From senior government officials walking back their previous comments about inflation being temporary, to prices soaring above predictions, there has been no shortage of incorrect forecasts about inflation.

But for some, the idea of predicting inflation’s future is a waste of time.

It’s a “fool’s game,” according to Robert Rubin, former U.S. Treasury secretary under Bill Clinton, who spoke at this week’s NYC Summit, an annual gathering on tech and venture capital. When asked on Thursday by former Commerce Secretary Penny Pritzker about where inflation might be headed, Rubin responded bluntly.

“The best answer about inflation is: Who the hell knows?” he said.

What we can predict about inflation

U.S. inflation hit 8.5% last month, a slight cool-off from the previous monthly reading of 9.1% that was assisted by a drop in gasoline prices from early summer highs.

But while the deceleration may be an encouraging sign, Rubin says it’s always difficult to forecast where the economy is going.

“In all the time I’ve been involved in markets, I have learned that trying to make judgments on short- and intermediate-term market conditions is a fool’s game,” he said.

The only thing Americans can count on, Rubin said, is the knowledge that inflation in some form will remain reality for the foreseeable future.

“I think inflation pressures will remain strong,” he said, adding that a number of important factors—including the fragile state of U.S. relations with China and future fluctuations in oil prices—will play a large role in charting inflation’s path.

But while accurately predicting inflation might be impossible, Rubin gave his own “best guess” on its direction, and what may be in store for the U.S. economy next year.

Rubin said that while core inflation—the measure of inflation that strips away more price-volatile items including food and energy—could begin declining by the middle of next year, inflation in general will “remain a very serious problem” for most people, and that many may be unprepared for how severe or prolonged it is.

“[Inflation] may be more aggressive than markets are currently expecting it to be,” Rubin said.

Recession warnings

Rubin said that the Federal Reserve—which has for months stuck to an uncompromising policy of interest rate hikes to rein in inflation—was “behind the curve” when prices began rising last year.

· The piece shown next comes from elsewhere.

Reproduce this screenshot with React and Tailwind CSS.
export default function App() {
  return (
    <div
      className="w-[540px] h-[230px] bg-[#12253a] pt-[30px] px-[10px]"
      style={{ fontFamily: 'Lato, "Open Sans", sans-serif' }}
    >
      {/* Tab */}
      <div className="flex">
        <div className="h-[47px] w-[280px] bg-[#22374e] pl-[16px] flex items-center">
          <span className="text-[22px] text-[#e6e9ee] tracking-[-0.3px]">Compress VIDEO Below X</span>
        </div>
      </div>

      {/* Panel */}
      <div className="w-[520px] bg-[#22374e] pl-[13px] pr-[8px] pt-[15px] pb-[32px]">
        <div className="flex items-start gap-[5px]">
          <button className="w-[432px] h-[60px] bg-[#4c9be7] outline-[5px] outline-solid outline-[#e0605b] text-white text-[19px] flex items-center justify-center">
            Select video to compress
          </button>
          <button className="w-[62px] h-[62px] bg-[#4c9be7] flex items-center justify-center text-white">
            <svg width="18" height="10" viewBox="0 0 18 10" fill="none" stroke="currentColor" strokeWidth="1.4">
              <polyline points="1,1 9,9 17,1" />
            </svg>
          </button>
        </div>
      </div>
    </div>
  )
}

In those comments, he joined fellow former Treasury Secretary Larry Summers, who was among the first last year to criticize the Fed for not doing enough about inflation early on.

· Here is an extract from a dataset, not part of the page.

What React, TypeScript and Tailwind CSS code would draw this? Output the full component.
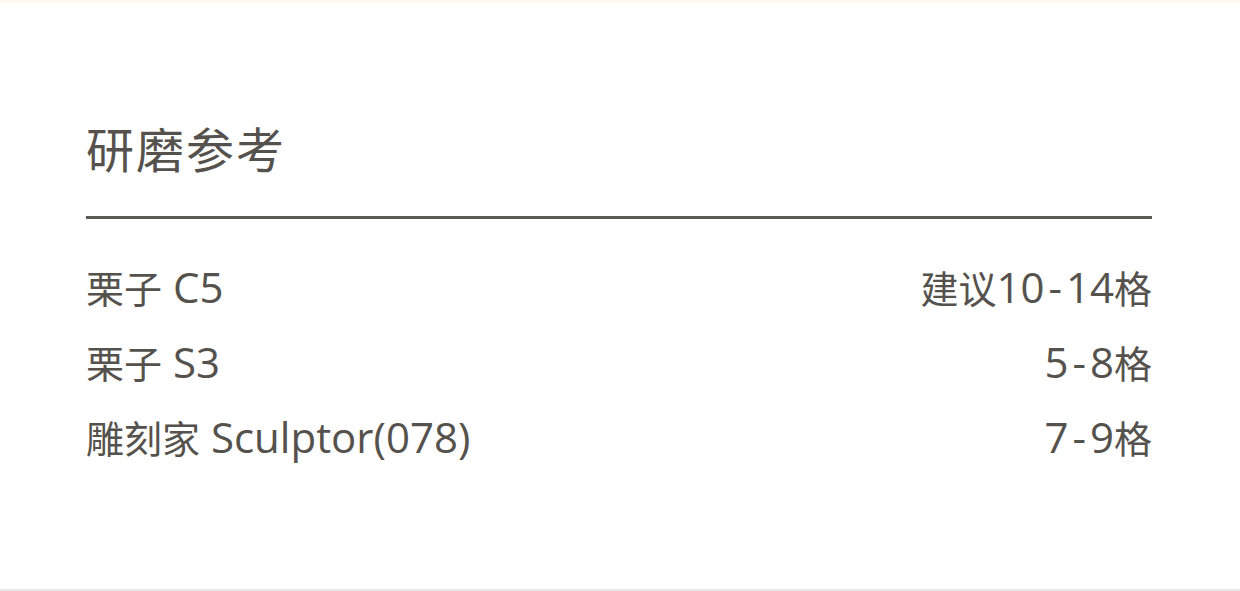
function Mixed({ text }: { text: string }) {
  const parts = text.match(/[\u3000-\u9fff]+|-|[^\u3000-\u9fff-]+/g) || [];
  return (
    <span>
      {parts.map((p, i) =>
        /[\u3000-\u9fff]/.test(p) ? (
          <span key={i} className="text-[38px]">{p}</span>
        ) : p === "-" ? (
          <span key={i} className="text-[42px] mx-[4px]" style={{ fontFamily: '"Open Sans", sans-serif' }}>{p}</span>
        ) : (
          <span key={i} className="text-[42px]" style={{ fontFamily: '"Open Sans", sans-serif' }}>{p}</span>
        )
      )}
    </span>
  );
}

export default function App() {
  const rows = [
    { l: "栗子 C5", r: "建议10-14格" },
    { l: "栗子 S3", r: "5-8格" },
    { l: "雕刻家 Sculptor(078)", r: "7-9格" },
  ];
  return (
    <div
      className="w-[1240px] h-[591px] bg-white flex flex-col border-t-[3px] border-t-[#fffaf0] border-b-2 border-b-[#e8e8e6] text-[#55524d]"
      style={{ fontFamily: '"Noto Sans CJK SC", "Noto Sans", sans-serif' }}
    >
      <div className="px-[86px] pt-[114px]">
        <div className="text-[48px] leading-[60px] tracking-[2px]">研磨参考</div>
        <div className="mt-[39px] h-[3px] bg-[#5d5a55] w-[1066px]" />
        <div className="mt-[35px] flex flex-col">
          {rows.map((r) => (
            <div key={r.l} className="flex justify-between items-center h-[75px] leading-[50px] pr-[2px]">
              <Mixed text={r.l} />
              <Mixed text={r.r} />
            </div>
          ))}
        </div>
      </div>
    </div>
  );
}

Rubin conceded that the Federal Reserve “did catch up” with the growing inflationary crisis, but suggested it may have been too little, too late, and that an economic downturn may now be inevitable.

Last month, Fed Chair Jerome Powell said the central bank was readying itself to “bring some pain” to the U.S. economy, foreshadowing a probable third consecutive 0.75 percentage point hike to interest rates when Fed officials meet later this month.

The aggressive series of interest rate hikes have led many investors, banks, and economists to predict that a U.S. recession within the next year is inevitable—a view that Rubin shared on Thursday.

“The Fed is going to have to get very aggressive,” he said. “I think by the time we get into the next year, middle to the end of next year, it’s likely we will have a recession.”